Congo-Kinshasa: What Went Wrong in the DR Congo's Latest Ebola Outbreak?

An illustration of the multiple armed groups in North Kivu which complicated the response to the Ebola outbreak of 2018 to 2020.
23 March 2021

Cape Town — When the Democratic Republic of Congo's largest-ever outbreak of Ebola first emerged in the north-east of the country in 2018, it appeared that it would remain small and relatively isolated.

A government that had successfully contained nine previous outbreaks since Ebola was first identified in the country in 1976, first looked set to beat back the one which erupted in North Kivu province.

Having just successfully declared an end to an outbreak in the north-western Équateur province after only three months, the government launched – with international help – what a World Health Organization (WHO) study later called "the fastest, best-equipped and best-funded" fightback in the history of Ebola responses.

But it took nearly two years to contain the North Kivu outbreak, a period during which 3,481 people were infected, of whom 2,299 died.
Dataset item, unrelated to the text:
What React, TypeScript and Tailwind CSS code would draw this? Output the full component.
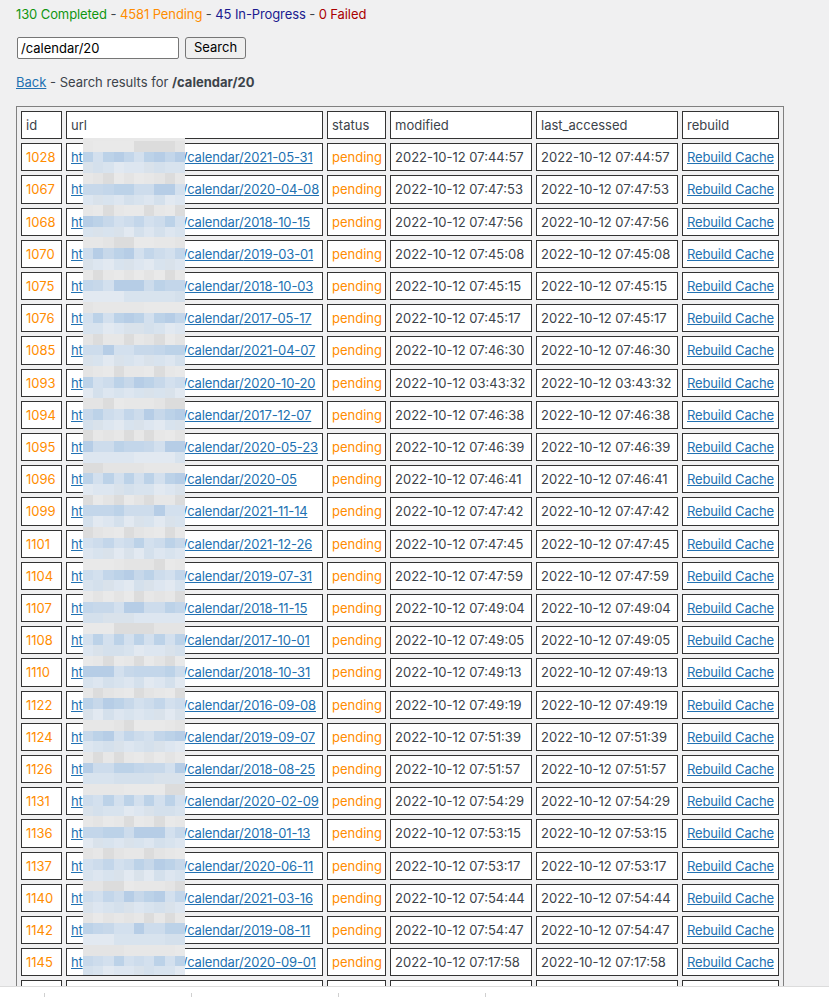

The 2018-2020 outbreak was the world's second-largest after the West Africa outbreak of 2014 to 2016.

What went wrong?

A study just published by the UK-based Overseas Development Institute and produced with input by Research Initiatives for Social Development (RISD-DRC), based in the DR Congo, provides some answers, and some lessons for the future.

The study says the initial response from the DRC government and the WHO "came tantalizingly close to containing the virus during the outbreak's early weeks".

But its eventual containment came more slowly than first expected, and only after "significant, and belated, corrections to the response's leadership, the coordination model, and the response strategy".

After carrying out more than 120 interviews and examining other studies, a 62-page institute report cites as among the reasons it took longer than expected to end the outbreak:

  • The people of North Kivu were unfamiliar with Ebola, previous episodes having occurred far away;
  • Local health structures were weak, with doctors and nurses lacking basic knowledge of Ebola and clinics lacking equipment, including personal protective equipment;
  • The region has gone through decades of conflict – the study named 14 armed groups scattered through North Kivu; and
  • Distrust of the government, other outside agencies and even aid workers and researchers, among local people and medical staff.

"For decades the Grand-Nord (area of North Kivu) has been under attack by foreign and local armed groups… and by a national military presence that is perceived as a foreign, occupying force," the report says. "The population is often caught in violence between irregular armed groups and government forces engaged in counter-insurgency."

Solidarity and local engagement ended the 10th Ebola outbreak in DR Congo in mid-2020. Congolese health officials and the World Health Organization incorporated traditional healers in community education and protective measures.

The DR Congo's government and the WHO are criticised for first using a response plan developed for a different environment:

"At the heart of the poor context analysis was a lack of sensitivity to the depth of hostility in the Grand-Nord of North Kivu for the central government and its representatives, with whom WHO worked closely."

The report adds: "The population's scepticism for authority and distrust of officialdom fairly quickly manifested itself in resistance to the top-down, fear-based public health messaging employed by Ebola response teams at the source of the outbreak."

The institute's study reveals that money was also at the root of community suspicion and resentment: not too little of it, but too much of it.

The Armed Forces of the DRC (FARDC) and the Congolese National Police (PNC) received "generous salary top-ups paid by the international response budget," the report says.

"The introduction of a billion-dollar response into an area characterised by a complex humanitarian crisis where basic needs are perennially underfunded helped fuel real and perceived instances of waste, corruption and fraud, commonly referred to as 'Ebola business'." The report cites other studies as finding that this contributed to sexual exploitation and abuse.

"'Ebola business' was a perception among affected communities that resources marshalled for the response inordinately benefitted authority figures and response providers rather than victims, survivors and their communities," the report adds.

"Inflated payments for armed escorts, medical responders and community volunteers were cited by many as key components of the Ebola economy and served as a perverse incentive to continue the outbreak rather than end it.

"That the outbreak was deliberately stoked and/or the response debilitated in order to prolong 'Ebola business' was emphatically asserted in interviews, including with senior UN security and political officials."

In addition to addressing these problems, the report recommends that in future a more inclusive and coordinated response is needed to fight Ebola, especially in areas of conflict or humanitarian need.

An institute news release quoted Nicholas Crawford, the lead author of the report, as concluding: "In future outbreaks in complex and conflict settings, there's no room for a 'go-it-alone' approach."